- WRITTEN PROBLEM
Copy every line of the listing that holds the string "React".

- SUPPLIED DATA
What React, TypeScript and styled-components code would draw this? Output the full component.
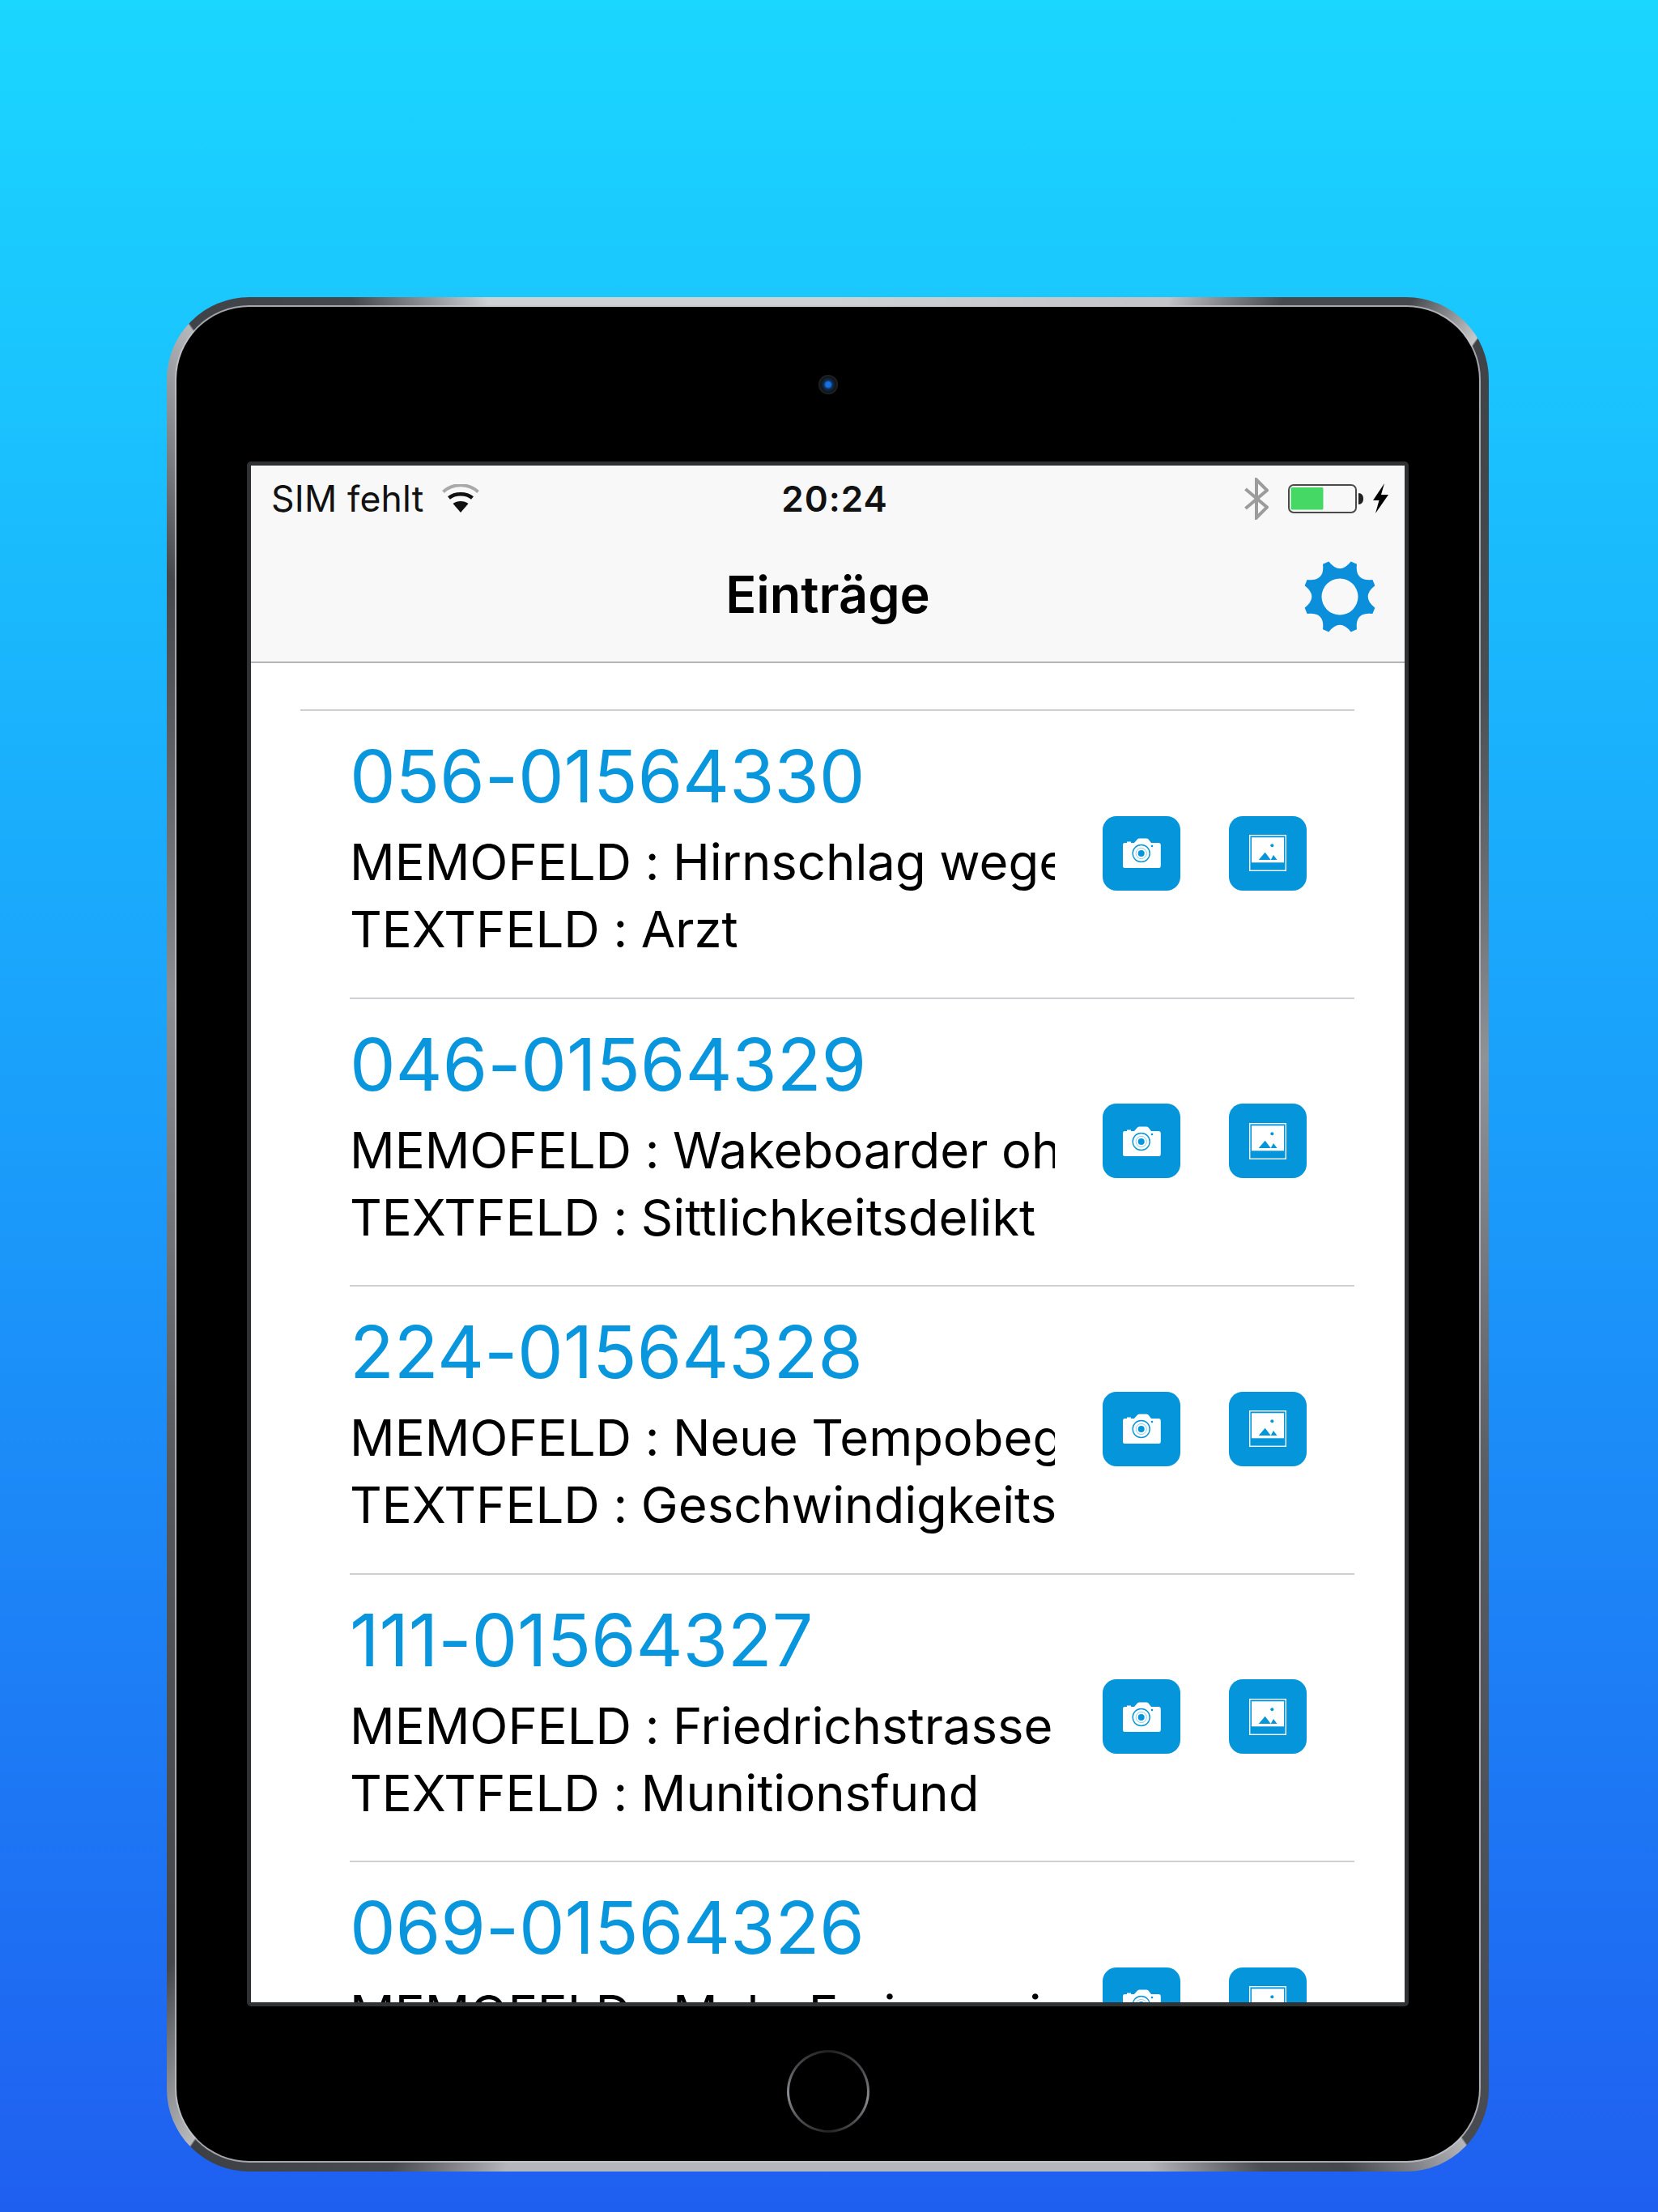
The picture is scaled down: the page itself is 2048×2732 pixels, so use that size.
import React from "react";
import styled, { createGlobalStyle } from "styled-components";

const Global = createGlobalStyle`
  html, body { margin: 0; padding: 0; }
  body { font-family: Inter, "Liberation Sans", sans-serif; color: #000; }
  * { box-sizing: border-box; }
`;

const Page = styled.div`
  width: 2048px;
  height: 2732px;
  padding: 367px 0 0 206px;
  overflow: hidden;
  background: linear-gradient(180deg, #1ad7ff 0%, #1a9ffb 50%, #1f5ff0 100%);
`;

const Device = styled.div`
  width: 1633px;
  height: 2315px;
  padding: 12px 12px 13px 12px;
  border-radius: 102px;
  background: conic-gradient(
    #cfd2d5 0deg, #c2c4c8 20deg, #46494e 26deg, #45484d 32deg, #c8cacc 35.9deg,
    #3f4246 36deg, #4a4d52 50deg, #8f9398 75deg, #5a5d62 110deg, #474a4f 144.9deg,
    #b4b6ba 145deg, #44474c 151deg, #484b50 155deg, #b4b6bc 161deg, #b4b6bc 199deg,
    #484b50 205deg, #3c3f44 214.9deg, #b8babd 215deg, #44474c 222deg, #55585d 250deg,
    #8b8f94 290deg, #44474c 315deg, #b5b8bb 324.9deg, #3f4246 325deg, #45484d 333deg,
    #cfd2d5 340deg, #cfd2d5 360deg
  );
`;

const Bezel = styled.div`
  height: 100%;
  padding-top: 84px;
  display: flex;
  flex-direction: column;
  align-items: center;
  background: #000;
  border-radius: 90px;
  box-shadow: 0 0 0 2px rgba(196, 200, 205, 0.75);
`;

const FrontCamera = styled.div`
  width: 24px;
  height: 24px;
  border-radius: 50%;
  background: radial-gradient(circle, #1a6fe0 0 18%, #0b2f58 32%, #121416 55%, #34373a 85%, #1a1b1d 100%);
`;

const ScreenFrame = styled.div`
  margin-top: 83px;
  width: 1435px;
  height: 1908px;
  border: 5px solid #303132;
  border-radius: 5px;
  background: #fff;
  overflow: hidden;
  display: flex;
  flex-direction: column;
`;

const Header = styled.header`
  flex: none;
  background: #f8f8f8;
  border-bottom: 2px solid #b4b4b6;
`;

const StatusBar = styled.div`
  height: 81px;
  padding: 0 20px 0 25px;
  display: grid;
  grid-template-columns: 1fr auto 1fr;
  align-items: center;
`;

const StatusLeft = styled.div`
  display: flex;
  align-items: center;
  gap: 23px;
`;

const Carrier = styled.span`
  font-size: 44.5px;
  line-height: 60px;
  letter-spacing: 0.2px;
  color: #111;
`;

const Clock = styled.span`
  margin-left: 12px;
  font-size: 44px;
  line-height: 60px;
  font-weight: 600;
  letter-spacing: 1px;
  color: #111;
`;

const StatusRight = styled.div`
  justify-self: end;
  display: flex;
  align-items: center;
  gap: 11px;
`;

const Bluetooth = styled.svg`
  width: 30px;
  height: 52px;
  margin-right: 13px;
`;

const NavBar = styled.div`
  height: 161px;
  padding: 0 35px;
  display: grid;
  grid-template-columns: 1fr auto 1fr;
  align-items: center;
`;

const NavTitle = styled.h1`
  grid-column: 2;
  margin: 0 0 6px;
  font-size: 63px;
  line-height: 80px;
  font-weight: 600;
`;

const GearIcon = styled.svg`
  grid-column: 3;
  justify-self: end;
  width: 90px;
  height: 90px;
`;

const List = styled.div`
  flex: 1;
  min-height: 0;
  padding-top: 57px;
  overflow: hidden;
`;

const TopRule = styled.div`
  height: 2px;
  margin: 0 62px 0 61px;
  background: #d0d0d4;
`;

const Row = styled.div`
  height: 355.5px;
  margin: 0 62px 0 122px;
  border-bottom: 2px solid #d0d0d4;
  display: flex;
  align-items: center;
  gap: 59px;
`;

const TextCol = styled.div`
  align-self: flex-start;
  flex: none;
  width: 871px;
  padding-top: 31px;
  overflow: hidden;
  white-space: nowrap;
`;

const Code = styled.div`
  height: 100px;
  margin-bottom: 14px;
  font-size: 90px;
  line-height: 100px;
  letter-spacing: -0.2px;
  font-weight: 400;
  color: #0a96dc;
`;

const Field = styled.div`
  font-size: 61.6px;
  line-height: 83px;
  word-spacing: -0.7px;
  font-feature-settings: "calt" 0;
  color: #000;
`;

const Buttons = styled.div`
  display: flex;
  gap: 60px;
  padding-bottom: 2px;
`;

const IconButton = styled.button`
  width: 96px;
  height: 92px;
  padding: 0;
  border: 0;
  border-radius: 17px;
  background: #0595da;
  display: flex;
  align-items: center;
  justify-content: center;
`;

const CameraGlyph = styled.svg`
  width: 47px;
  height: 37px;
`;

const ImageGlyph = styled.svg`
  width: 46px;
  height: 45px;
`;

const HomeButton = styled.div`
  margin-top: 54px;
  width: 102px;
  height: 102px;
  border-radius: 50%;
  padding: 3px;
  background: conic-gradient(#1e1f21 0deg, #4a4c4f 60deg, #8b8d90 100deg, #4d4f52 140deg, #202123 180deg, #4d4f52 225deg, #8b8d90 265deg, #46484b 310deg, #1e1f21 360deg);
`;

const HomeInner = styled.div`
  width: 100%;
  height: 100%;
  border-radius: 50%;
  background: #000;
`;

const gearPath = (() => {
  const c = 45;
  const pt = (r: number, deg: number) => {
    const a = ((deg - 90) * Math.PI) / 180;
    return `${(c + r * Math.cos(a)).toFixed(2)} ${(c + r * Math.sin(a)).toFixed(2)}`;
  };
  let d = "";
  for (let i = 0; i < 8; i++) {
    const m = 22.5 + i * 45;
    d += `${i === 0 ? "M" : "L"}${pt(45.5, m - 5)} L${pt(45.5, m + 5)} `;
    d += `Q${pt(26, m + 22.5)} ${pt(45.5, m + 40)} `;
  }
  d += "Z ";
  d += "M67.5 45 A22.5 22.5 0 1 0 22.5 45 A22.5 22.5 0 1 0 67.5 45 Z";
  return d;
})();

const Camera = () => (
  <CameraGlyph viewBox="0 0 47 37">
    <path
      d="M2 6 H5 V4.5 H10 V6 H14 L18 1.5 Q19 0.5 20.5 0.5 H29 Q30.5 0.5 31.5 1.5 L35 6 H44.5 Q46.8 6 46.8 8.5 V34.5 Q46.8 37 44.5 37 H2.5 Q0 37 0 34.5 V8.5 Q0 6 2 6 Z"
      fill="#fff"
    />
    <circle cx="22.7" cy="19" r="10.5" fill="none" stroke="#0595da" strokeWidth="1.4" />
    <circle cx="22.7" cy="19" r="6.6" fill="none" stroke="#0595da" strokeWidth="1" opacity=".45" />
    <circle cx="22.7" cy="19" r="4" fill="#0595da" />
    <circle cx="36" cy="10" r="1.3" fill="#0595da" />
  </CameraGlyph>
);

const Picture = () => (
  <ImageGlyph viewBox="0 0 46 45">
    <rect x=".7" y=".7" width="44.6" height="43.6" fill="none" stroke="#fff" strokeWidth="1.4" />
    <rect x="3" y="3.3" width="40" height="31" fill="#fff" />
    <path d="M11.7 31 L19.7 21.7 L26.7 31 Z M26.7 31 L30 25 L34.5 31 Z" fill="#0595da" />
    <circle cx="28.3" cy="13.3" r="2" fill="#0595da" />
  </ImageGlyph>
);

const rows = [
  ["056-01564330", "MEMOFELD : Hirnschlag wegen Hitze", "TEXTFELD : Arzt"],
  ["046-01564329", "MEMOFELD : Wakeboarder ohne Brett", "TEXTFELD : Sittlichkeitsdelikt"],
  ["224-01564328", "MEMOFELD : Neue Tempobegrenzung", "TEXTFELD : Geschwindigkeitsübertretung"],
  ["111-01564327", "MEMOFELD : Friedrichstrasse gesperrt", "TEXTFELD : Munitionsfund"],
  ["069-01564326", "MEMOFELD : Mehr Freiraum im Park", "TEXTFELD : Ruhestörung"],
];

export default function App() {
  return (
    <Page>
      <Global />
      <Device>
        <Bezel>
          <FrontCamera />
          <ScreenFrame>
            <Header>
              <StatusBar>
                <StatusLeft>
                  <Carrier>SIM fehlt</Carrier>
                  <svg width="46" height="35" viewBox="0 0 46 35">
                    <path d="M1.5 9.5 C13 -1.5 33 -1.5 44.5 9.5" fill="none" stroke="#a9a9a9" strokeWidth="4" />
                    <path d="M8.5 17 C16 10.5 30 10.5 37.5 17" fill="none" stroke="#111" strokeWidth="4.5" />
                    <path d="M13.5 24 C18.5 20 27.5 20 32.5 24 L23 35 Z" fill="#111" />
                  </svg>
                </StatusLeft>
                <Clock>20:24</Clock>
                <StatusRight>
                  <Bluetooth viewBox="0 0 30 52">
                    <path d="M1.5 14 L28 36.5 L15 49.5 V2.5 L28 15.5 L1.5 38" fill="none" stroke="#9c9c9c" strokeWidth="4" />
                  </Bluetooth>
                  <svg width="93" height="36" viewBox="0 0 93 36">
                    <rect x="1" y="1" width="83" height="34" rx="6" fill="none" stroke="#4a4a4a" strokeWidth="2" />
                    <rect x="3.5" y="4" width="40" height="27.5" rx="1.5" fill="#46d865" />
                    <path d="M87 11 C91 11 93 14 93 18 C93 22 91 25 87 25 Z" fill="#222" />
                  </svg>
                  <svg width="20" height="37" viewBox="0 0 20 37">
                    <path d="M15 0 L1 21 H8.5 L4 37 L20 14 H11 Z" fill="#000" />
                  </svg>
                </StatusRight>
              </StatusBar>
              <NavBar>
                <NavTitle>Einträge</NavTitle>
                <GearIcon viewBox="0 0 90 90">
                  <path d={gearPath} fill="#0b8fdb" fillRule="evenodd" />
                </GearIcon>
              </NavBar>
            </Header>
            <List>
              <TopRule />
              {rows.map(([code, memo, text]) => (
                <Row key={code}>
                  <TextCol>
                    <Code>{code}</Code>
                    <Field>{memo}</Field>
                    <Field>{text}</Field>
                  </TextCol>
                  <Buttons>
                    <IconButton aria-label="Kamera"><Camera /></IconButton>
                    <IconButton aria-label="Bild"><Picture /></IconButton>
                  </Buttons>
                </Row>
              ))}
            </List>
          </ScreenFrame>
          <HomeButton><HomeInner /></HomeButton>
        </Bezel>
      </Device>
    </Page>
  );
}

- RESPONSE
What React, TypeScript and styled-components code would draw this? Output the full component.
import React from "react";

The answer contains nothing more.